L’intervento russo in Siria, che ha messo in crisi i gruppi terroristici che vi operano e con essi le ambizioni di Erdogan, è alla base sia dell’infittirsi della presenza di takfiri e Daesh in Ucraina, che dell’intensificarsi esponenziale dell’intesa fra Ankara e Kiev. D’altronde, la Turchia non fa mistero d’aver inviato istruttori militari e reparti speciali nella regione di Kherson e a ridosso delle linee separatiste.
Inoltre, aiutando Kiev, Ankara intende bilanciare il sostegno che Mosca dà ai curdi del Pkk; un sostegno dato sia per disporre di una pedina contro la Turchia, sia per poter mediare fra le pretese curde e il Governo centrale di Damasco, e che tanto impensierisce Erdogan. E nella stessa ottica di proxy-war è da vedere il recente rinfocolarsi del conflitto fra Azerbaijan e Armenia per il controllo del Nagorno-Karabakh, alleata l’una di Ankara e l’altra di Mosca; come pure l’appoggio concesso dalla Turchia, col totale benestare di Washington, al tentativo di destabilizzare il Caucaso aiutando i terroristi, principalmente ceceni.
Per quanto riguarda l’Ucraina, come già accennato, per Ankara la motivazione etnica è la giustificazione di una strategia che fa di quelle popolazioni pedine da utilizzare a piacimento col pieno avallo di Kiev. In questo contesto, centinaia di famiglie turco-ucraine residenti nell’Est di quel Paese sono state spostate nel Sud-Est della Turchia, per tentare di inserire elementi fedeli e controllati in un territorio in mano al Pkk; allo stesso modo, sono molti i tatari di Crimea partiti per la Siria dove sono stati inquadrati nella Katiba al-Muhjireen.
Infine, in base a un documento reso noto da hacker russi che l’hanno trafugato, esiste un accordo fra Erdogan e Poroshenko per trasferire nella regione ucraina di Kherson 200mila turchi mesketi, stravolgendo gli equilibri etnici locali e facendone una regione autonoma tataro-crimeana.

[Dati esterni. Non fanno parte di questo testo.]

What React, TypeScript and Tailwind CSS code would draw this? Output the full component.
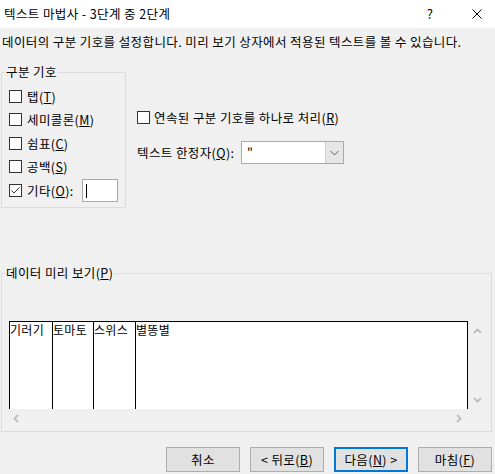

Quella gente sarebbe in ostaggio a garanzia degli accordi per soddisfare le disperate richieste ucraine di aiuti economici, militari ed energetici. Ostaggi e pedine di un piano delirante volto alla destabilizzazione della Federazione Russa su base confessionale ed etnica. Un piano fallito nel Caucaso e che dovrebbe essere riproposto con lo strumentale utilizzo di consistenti minoranze militarizzate ed appoggiate dall’esterno.
Erdogan ha visto naufragare tutti i suoi piani ed ha fatto della Turchia un Paese inaffidabile ed isolato; come tanti dittatori prima di lui, per uscire dall’angolo sta intraprendendo iniziative sempre più azzardate e avventuristiche, assecondate da chi vi trova le proprie convenienze (vedi Washington) ma che gli lascia per intero il rischio sempre più concreto di un colossale disastro, che insieme a lui coinvolgerebbe l’intera Nazione.